Work required:
Check every line below for the word "this" and copy each one that has it.

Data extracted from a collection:
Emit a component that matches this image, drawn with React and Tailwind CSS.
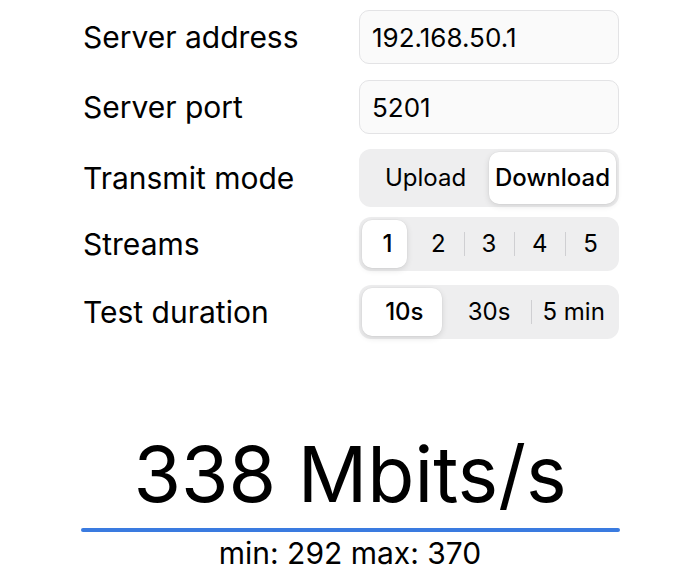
import React from "react";

function Segmented({ items, selected, thumbClass, h }) {
  return (
    <div className={"flex w-[260px] items-stretch rounded-[12px] bg-[#eeeeef] p-[3px] " + h}>
      {items.map((it, i) => {
        const isSel = i === selected;
        const showSep = i > 0 && i !== selected && i - 1 !== selected;
        return (
          <div key={it} className="relative flex flex-1 items-center justify-center">
            {showSep && (
              <div className="absolute left-0 top-1/2 h-[24px] w-px -translate-y-1/2 bg-[#cfcfd2]" />
            )}
            {isSel && (
              <div className={"absolute inset-y-0 left-0 rounded-[10px] bg-white shadow-[0_2px_6px_rgba(0,0,0,0.12),0_0_0_0.5px_rgba(0,0,0,0.04)] " + thumbClass} />
            )}
            <span className={"relative text-[24px] text-black " + (isSel ? "font-medium" : "")}>{it}</span>
          </div>
        );
      })}
    </div>
  );
}

function Row({ label, children, className }) {
  return (
    <div className={"flex items-center " + className}>
      <div className="w-[276px] text-[30px] text-black">{label}</div>
      {children}
    </div>
  );
}

function Field({ value }) {
  return (
    <div className="flex h-[54px] w-[260px] items-center rounded-[10px] border border-[#e3e3e5] bg-[#fafafa] px-[12px] text-[26px] text-black">
      {value}
    </div>
  );
}

export default function App() {
  return (
    <div
      className="flex h-[581px] w-[700px] flex-col bg-white"
      style={{ fontFamily: "Inter, 'Noto Sans', sans-serif" }}
    >
      <div className="flex flex-col pl-[83px] pt-[10px]">
        <Row label="Server address" className="h-[54px]">
          <Field value="192.168.50.1" />
        </Row>
        <Row label="Server port" className="mt-[16px] h-[54px]">
          <Field value="5201" />
        </Row>
        <Row label="Transmit mode" className="mt-[15px] h-[58px]">
          <Segmented items={["Upload", "Download"]} selected={1} thumbClass="right-0" h="h-[58px]" />
        </Row>
        <Row label="Streams" className="mt-[10px] h-[54px]">
          <Segmented items={["1", "2", "3", "4", "5"]} selected={0} thumbClass="right-[6px]" h="h-[54px]" />
        </Row>
        <Row label="Test duration" className="mt-[14px] h-[54px]">
          <Segmented items={["10s", "30s", "5 min"]} selected={0} thumbClass="right-[5px]" h="h-[54px]" />
        </Row>
      </div>
      <div className="mt-[97px] flex flex-col items-center">
        <div className="text-[77px] leading-none text-black">338 Mbits/s</div>
        <div className="mt-[15px] h-[4px] w-[539px] rounded-full bg-[#3a7be0]" />
        <div className="mt-[6px] text-[30px] leading-none text-black">min: 292 max: 370</div>
      </div>
    </div>
  );
}
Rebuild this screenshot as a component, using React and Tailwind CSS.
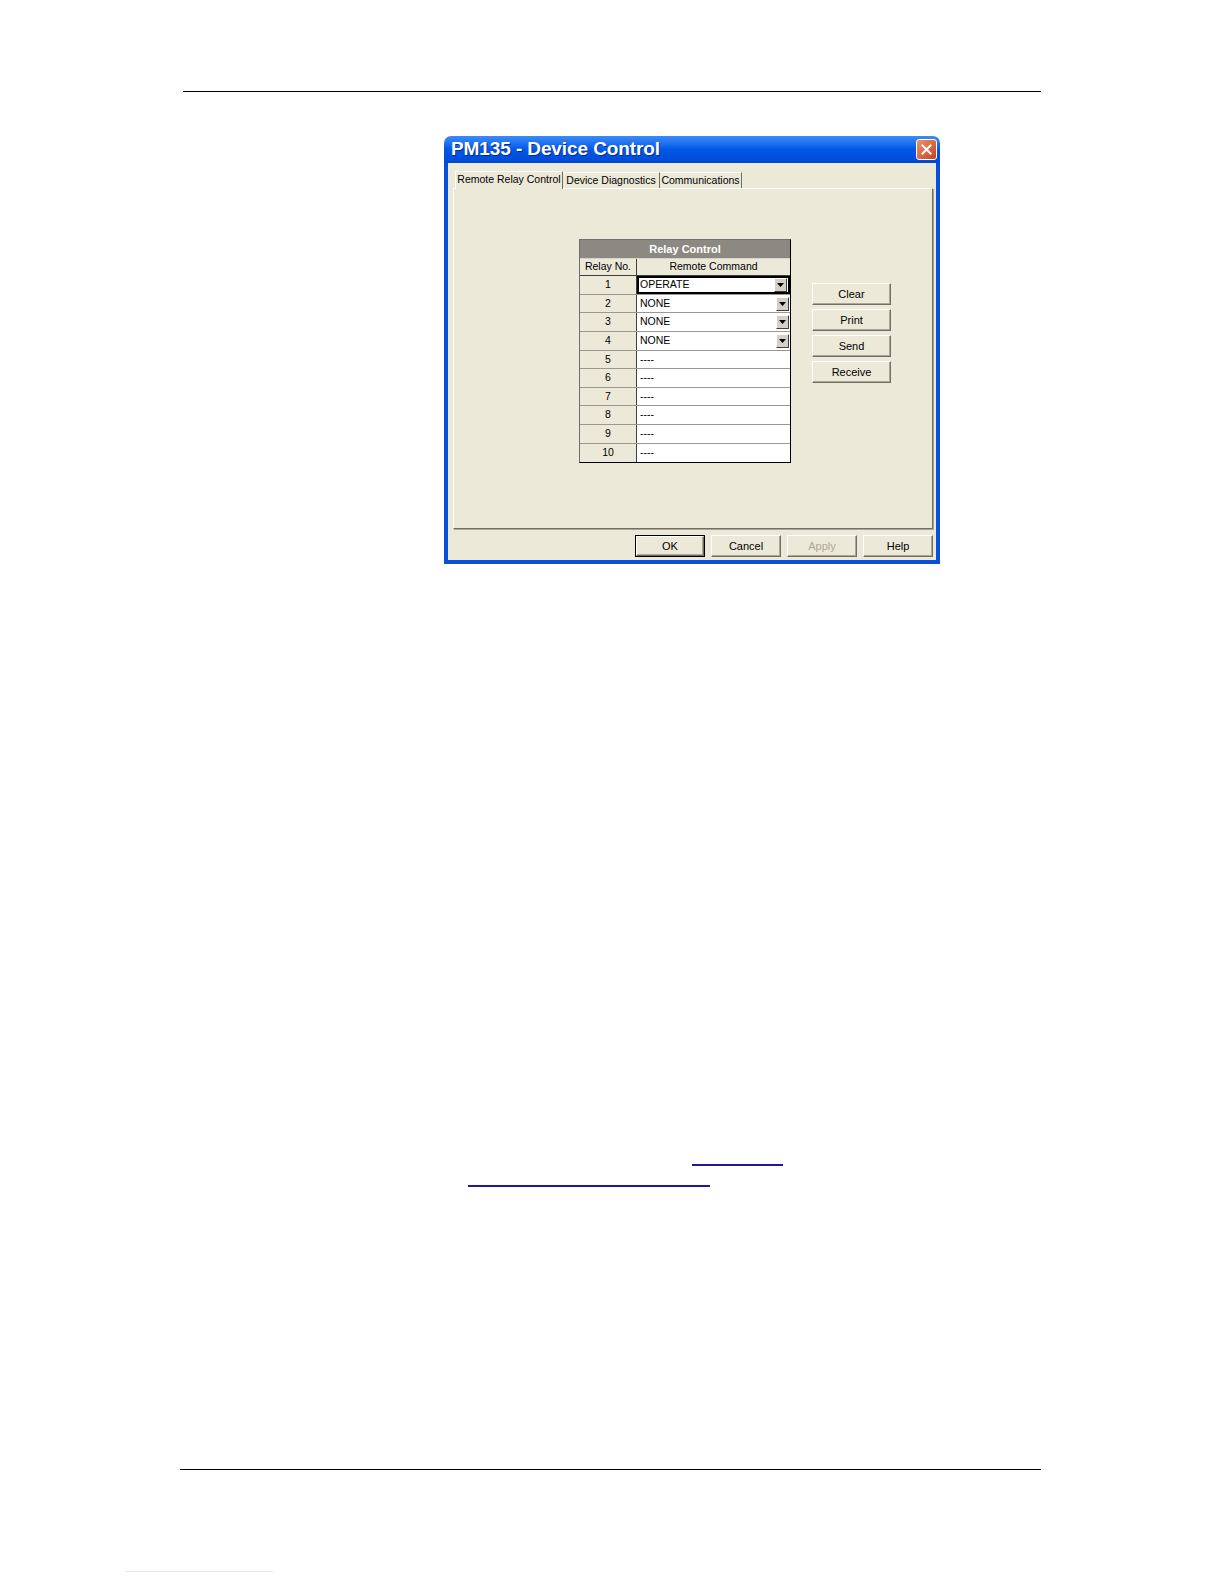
import React from "react";

const font = { fontFamily: '"Liberation Sans", Arial, sans-serif' };

const rows = [
  { n: 1, v: "OPERATE", drop: true, focus: true, h: "h-[19px]" },
  { n: 2, v: "NONE", drop: true, h: "h-[18px]" },
  { n: 3, v: "NONE", drop: true, h: "h-[19px]" },
  { n: 4, v: "NONE", drop: true, h: "h-[19px]" },
  { n: 5, v: "----", h: "h-[18px]" },
  { n: 6, v: "----", h: "h-[19px]" },
  { n: 7, v: "----", h: "h-[18px]" },
  { n: 8, v: "----", h: "h-[19px]" },
  { n: 9, v: "----", h: "h-[19px]" },
  { n: 10, v: "----", h: "h-[18px]" },
];

const DropArrow = () => (
  <div className="w-[13px] h-[14px] mr-[1px] bg-[#D4D0C8] border border-t-white border-l-white border-b-[#404040] border-r-[#404040] flex items-center justify-center">
    <svg width="7" height="4" viewBox="0 0 7 4">
      <polygon points="0,0 7,0 3.5,4" fill="#000" />
    </svg>
  </div>
);

const WinButton = ({ children, disabled, isDefault, className = "" }) => (
  <div
    className={`${className} ${
      isDefault ? "border border-black" : ""
    } box-border`}
  >
    <div
      className={`h-full w-full flex items-center justify-center text-[11px] bg-[#ECE9D8] border border-t-white border-l-white border-b-[#716F64] border-r-[#716F64] shadow-[inset_-1px_-1px_0_#ACA899] ${
        disabled ? "text-[#ACA899]" : "text-black"
      }`}
    >
      {children}
    </div>
  </div>
);

const RelayTable = () => (
  <div className="w-[212px] border border-[#6F6F6F] border-b-black border-r-black bg-[#ECE9D8]">
    <div className="h-[19px] bg-[#8C8982] border-b border-[#D8D5CC] flex items-center justify-center text-white font-bold text-[11px]">
      Relay Control
    </div>
    <div className="h-[17px] flex text-[10.5px] border-b border-[#404040]">
      <div className="w-[57px] border-r border-[#404040] flex items-center justify-center">
        Relay No.
      </div>
      <div className="flex-1 flex items-center justify-center">
        Remote Command
      </div>
    </div>
    {rows.map((r, i) => (
      <div
        key={r.n}
        className={`${r.h} flex text-[10.5px] ${
          i < rows.length - 1 ? "border-b border-[#9A9890]" : ""
        }`}
      >
        <div className="w-[57px] border-r border-[#404040] flex items-center justify-center bg-[#ECE9D8]">
          {r.n}
        </div>
        <div
          className={`flex-1 bg-white flex items-center ${
            r.focus ? "border-2 border-black pl-[1px]" : "pl-[3px]"
          }`}
        >
          <span className="flex-1">{r.v}</span>
          {r.drop && <DropArrow />}
        </div>
      </div>
    ))}
  </div>
);

const Dialog = () => (
  <div className="w-[496px] flex flex-col">
    {/* title bar */}
    <div className="h-[27px] rounded-t-[7px] bg-gradient-to-b from-[#3B8CF7] via-[#0058E8] to-[#0048D6] flex items-center justify-between pl-[7px] pr-[3px]">
      <span className="text-white font-bold text-[19px] tracking-[-0.1px] [text-shadow:1px_1px_0_#0B2A8A]">
        PM135 - Device Control
      </span>
      <div className="w-[21px] h-[21px] rounded-[3px] border border-white bg-gradient-to-br from-[#EA9270] to-[#C5401A] flex items-center justify-center">
        <svg width="11" height="11" viewBox="0 0 11 11">
          <path
            d="M1.5 1.5 L9.5 9.5 M9.5 1.5 L1.5 9.5"
            stroke="#fff"
            strokeWidth="2"
            strokeLinecap="square"
          />
        </svg>
      </div>
    </div>
    {/* body */}
    <div className="bg-[#ECE9D8] border-x-4 border-b-4 border-[#0A4FDA] pb-[3px]">
      {/* tabs */}
      <div className="flex items-end pl-[7px] pt-[7px] h-[25px] text-[10.5px]">
        <div className="h-[18px] w-[108px] bg-[#ECE9D8] border-t border-l border-white border-r border-r-[#716F64] flex items-center justify-center relative z-10 -mb-px pb-[2px]">
          Remote Relay Control
        </div>
        <div className="h-[16px] w-[97px] border-t border-white border-r border-r-[#716F64] flex items-center justify-center">
          Device Diagnostics
        </div>
        <div className="h-[16px] w-[82px] border-t border-white border-r border-r-[#716F64] flex items-center justify-center">
          Communications
        </div>
      </div>
      {/* panel */}
      <div className="ml-[5px] mr-[3px] h-[341px] border border-t-white border-l-white border-r-[#716F64] border-b-[#716F64] shadow-[1px_1px_0_#ACA899] flex items-start pl-[125px] pt-[50px]">
        <RelayTable />
        <div className="ml-[21px] mt-[44px] flex flex-col gap-[4px]">
          <WinButton className="w-[79px] h-[22px]">Clear</WinButton>
          <WinButton className="w-[79px] h-[22px]">Print</WinButton>
          <WinButton className="w-[79px] h-[22px]">Send</WinButton>
          <WinButton className="w-[79px] h-[22px]">Receive</WinButton>
        </div>
      </div>
      {/* bottom buttons */}
      <div className="flex justify-end gap-[6px] mt-[6px] pr-[3px]">
        <WinButton isDefault className="w-[70px] h-[22px]">
          OK
        </WinButton>
        <WinButton className="w-[70px] h-[22px]">Cancel</WinButton>
        <WinButton disabled className="w-[70px] h-[22px]">
          Apply
        </WinButton>
        <WinButton className="w-[70px] h-[22px]">Help</WinButton>
      </div>
    </div>
  </div>
);

export default function App() {
  return (
    <div className="w-[1224px] h-[1584px] bg-white flex flex-col" style={font}>
      <div className="mt-[91px] ml-[183px] w-[858px] h-px bg-black" />
      <div className="ml-[444px] mt-[44px]">
        <Dialog />
      </div>
      <div className="mt-[600px] flex flex-col">
        <div className="ml-[692px] w-[91px] h-[2px] bg-[#1B1B9C]" />
        <div className="ml-[468px] mt-[19px] w-[242px] h-[2px] bg-[#1B1B9C]" />
      </div>
      <div className="mt-[282px] ml-[180px] w-[861px] h-px bg-black" />
      <div className="mt-[101px] ml-[125px] w-[148px] h-px bg-[#E4EAF2]" />
    </div>
  );
}
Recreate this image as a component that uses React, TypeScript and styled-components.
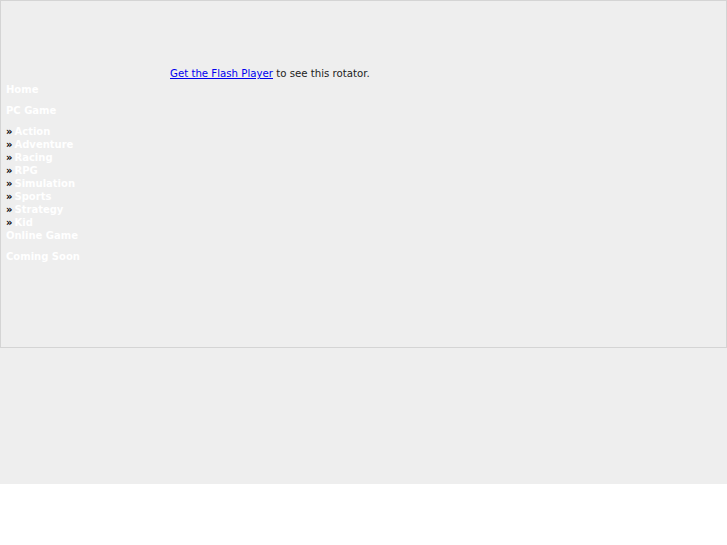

Result of the task:
Emit a component that matches this image, drawn with React and Tailwind CSS.
Rebuild this screenshot as a component, using React and Tailwind CSS.
Recreate this image as a component that uses React, TypeScript and styled-components.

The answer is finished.